しかしそんなツッコミも、ラストで全て吹っ飛んでしまいました。CMで中居君が「あなたが憎かった…」と言うシーンが流れていて、「うわあ、千代吉に会っちゃうのかよ!それって絶対蛇足!」と思っていたのに、あの「父ちゃーん!」と「格子越しの握手」で、完全にやられました。「秀夫だ…。秀夫の手だ…。」手が温かいっていう伏線が、こんなとこに活かされてたのか!

今まで散々退屈だのどうのと文句言って来たのに、このラスト二話(特にラストシーン)だけで、私にとっては記憶に残るドラマになりそうです。

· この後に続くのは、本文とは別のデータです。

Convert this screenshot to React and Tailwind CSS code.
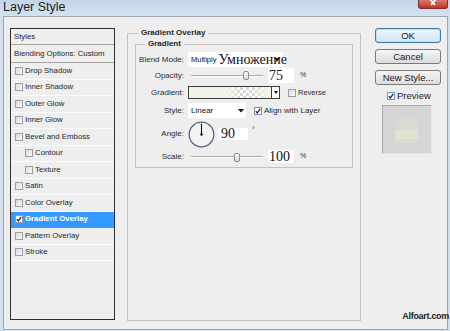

正直、小説は超えたと思う。もちろん連続ドラマとしてはかなり無理のあるストーリーになってしまって、色んな登場人物や伏線も放ったらかしになってしまったけど、そもそも私はあさみとか劇団響のサイドストーリーには全く興味がなく、和賀の「宿命」をどう描くかが見たかったので、思い切って色んなものを切り捨てた潔いラストには、拍手を送りたいです。うーん、やっぱ私は、フジよりTBSのドラマが好きだなあ。視聴率も世間の評判も、「白い巨塔」の方が全然上だと思いますが、私はこっちの方が好き。作り手の作品に対する愛情の度合いが、濃い気がする。

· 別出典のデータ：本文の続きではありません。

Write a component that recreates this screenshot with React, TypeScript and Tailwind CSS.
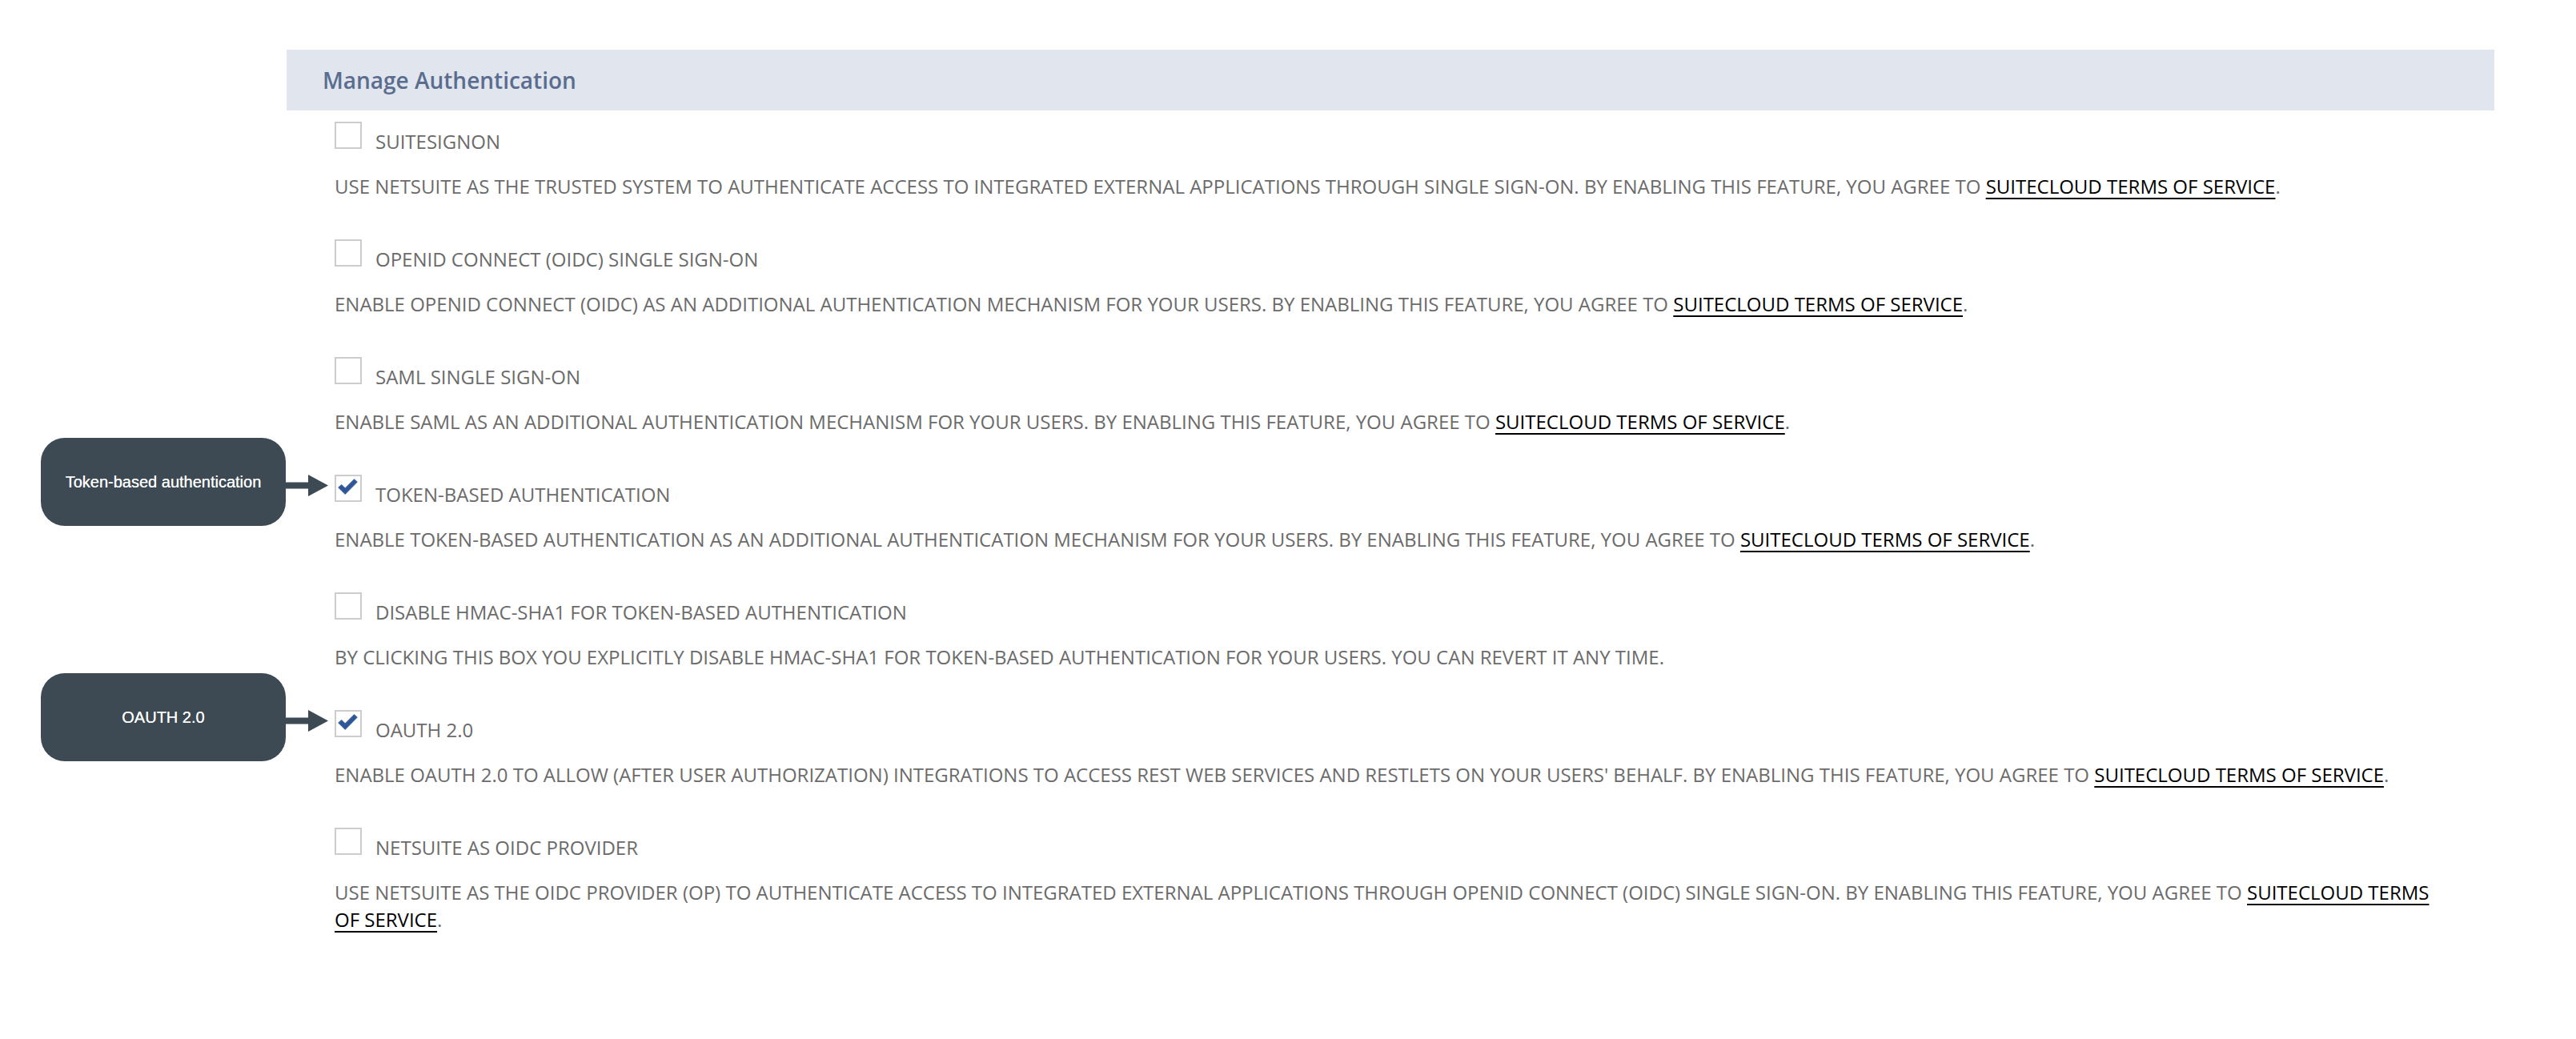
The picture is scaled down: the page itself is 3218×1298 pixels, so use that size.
import React from 'react';

type Feature = {
  label: string;
  text: string;
  terms?: boolean;
  checked?: boolean;
  callout?: string;
};

const features: Feature[] = [
  {
    label: 'SUITESIGNON',
    text: 'USE NETSUITE AS THE TRUSTED SYSTEM TO AUTHENTICATE ACCESS TO INTEGRATED EXTERNAL APPLICATIONS THROUGH SINGLE SIGN-ON. BY ENABLING THIS FEATURE, YOU AGREE TO ',
    terms: true,
  },
  {
    label: 'OPENID CONNECT (OIDC) SINGLE SIGN-ON',
    text: 'ENABLE OPENID CONNECT (OIDC) AS AN ADDITIONAL AUTHENTICATION MECHANISM FOR YOUR USERS. BY ENABLING THIS FEATURE, YOU AGREE TO ',
    terms: true,
  },
  {
    label: 'SAML SINGLE SIGN-ON',
    text: 'ENABLE SAML AS AN ADDITIONAL AUTHENTICATION MECHANISM FOR YOUR USERS. BY ENABLING THIS FEATURE, YOU AGREE TO ',
    terms: true,
  },
  {
    label: 'TOKEN-BASED AUTHENTICATION',
    checked: true,
    callout: 'Token-based authentication',
    text: 'ENABLE TOKEN-BASED AUTHENTICATION AS AN ADDITIONAL AUTHENTICATION MECHANISM FOR YOUR USERS. BY ENABLING THIS FEATURE, YOU AGREE TO ',
    terms: true,
  },
  {
    label: 'DISABLE HMAC-SHA1 FOR TOKEN-BASED AUTHENTICATION',
    text: 'BY CLICKING THIS BOX YOU EXPLICITLY DISABLE HMAC-SHA1 FOR TOKEN-BASED AUTHENTICATION FOR YOUR USERS. YOU CAN REVERT IT ANY TIME.',
  },
  {
    label: 'OAUTH 2.0',
    checked: true,
    callout: 'OAUTH 2.0',
    text: "ENABLE OAUTH 2.0 TO ALLOW (AFTER USER AUTHORIZATION) INTEGRATIONS TO ACCESS REST WEB SERVICES AND RESTLETS ON YOUR USERS' BEHALF. BY ENABLING THIS FEATURE, YOU AGREE TO ",
    terms: true,
  },
  {
    label: 'NETSUITE AS OIDC PROVIDER',
    text: 'USE NETSUITE AS THE OIDC PROVIDER (OP) TO AUTHENTICATE ACCESS TO INTEGRATED EXTERNAL APPLICATIONS THROUGH OPENID CONNECT (OIDC) SINGLE SIGN-ON. BY ENABLING THIS FEATURE, YOU AGREE TO ',
    terms: true,
  },
];

function Checkbox({ checked }: { checked?: boolean }) {
  return (
    <div className="w-[34px] h-[34px] shrink-0 border-2 border-[#cdcdcd] bg-white flex items-center justify-center">
      {checked && (
        <svg width="25" height="21" viewBox="0 0 25 21" className="-mt-[3px] -ml-[2px]">
          <path
            d="M1 11 L4.8 7.8 L9.2 12.2 L20.5 1 L24 4.2 L9.2 19 Z"
            fill="#2f5597"
            stroke="#3a60a3"
            strokeWidth="1.2"
            strokeLinejoin="round"
          />
        </svg>
      )}
    </div>
  );
}

// annotation bubble with arrow pointing at the checkbox
function Callout({ text }: { text: string }) {
  return (
    <div className="absolute right-[calc(100%+8px)] top-[-46px] flex items-center">
      <div className="w-[306px] h-[110px] rounded-[30px] bg-[#3d4a54] flex items-center justify-center text-white text-[20px] font-['Liberation_Sans',Arial,sans-serif] [text-shadow:0_0_0.4px_#fff]">
        {text}
      </div>
      <svg width="53" height="27" viewBox="0 0 53 27" className="mt-[8px] shrink-0">
        <rect x="0" y="9.5" width="30" height="8" fill="#3d4a54" />
        <polygon points="28,0 53,13.5 28,27" fill="#3d4a54" />
      </svg>
    </div>
  );
}

export default function App() {
  return (
    <div className="min-h-[1298px] w-full bg-white pt-[62px] pl-[358px] font-['Open_Sans',sans-serif]">
      <div className="w-[2758px]">
        <div className="h-[76px] bg-[#e0e5ee] flex items-center pl-[45px]">
          <h1 className="text-[28px] font-semibold text-[#5a6d8f]">Manage Authentication</h1>
        </div>

        <div className="pt-[14px] pl-[60px] pr-[56px]">
          {features.map((f) => (
            <div key={f.label} className="mb-[49px]">
              <div className="relative flex items-start">
                {f.callout && <Callout text={f.callout} />}
                <Checkbox checked={f.checked} />
                <span className="ml-[17px] mt-[8px] text-[24px] leading-[34px] text-[#6b6b6b]">{f.label}</span>
              </div>
              <p className="mt-[22px] text-[24px] leading-[34px] text-[#6b6b6b]">
                {f.text}
                {f.terms && (
                  <>
                    <a className="text-black underline decoration-2 underline-offset-[5px]">
                      SUITECLOUD TERMS OF SERVICE
                    </a>
                    .
                  </>
                )}
              </p>
            </div>
          ))}
        </div>
      </div>
    </div>
  );
}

しかしこうなると、この全話通してのバランスの悪さ、整合性のなさは惜しい。第一話での和賀とあさみのシーンがラストに繋がらなかったのは、当初の予定が狂ったって事なのかな。テレビドラマって視聴率やら出演者の都合やらで、なかなか計画通りのものが作れないってのがネックですよね。できればもう一度、四時間ぐらいで最初から作り直して欲しいぐらいです。正直和賀役は他の役者さんで見たかったってのもありますが、中居君はピアノの弾き真似(?)はうまかったですよね。これは感心しました。千代吉は映画の加藤嘉のイメージが強すぎて、原田芳雄じゃ精力的すぎる!と思ったんですが、30人殺しの犯人なら、彼で適役だったかもね。そして何と言ってもこのドラマは、渡辺謙をキャスティングできたことが一番大きかったのでは。彼がいなかったら、あの退屈な中盤部分はどれだけ悲惨な事になっていたか…。最終回はなんだか説明要員みたいになっちゃいましたが、なんとかドラマの高級感を維持し続ける事ができたのは、彼の演技のおかげだと思います。

「とうちゃーーん!!」その1


「とうちゃーーん!!」その2



「宿命とは
この世に生まれてきたこと
生きているということである」
このテロップ出しも、映画リスペクトって事でいいのかな。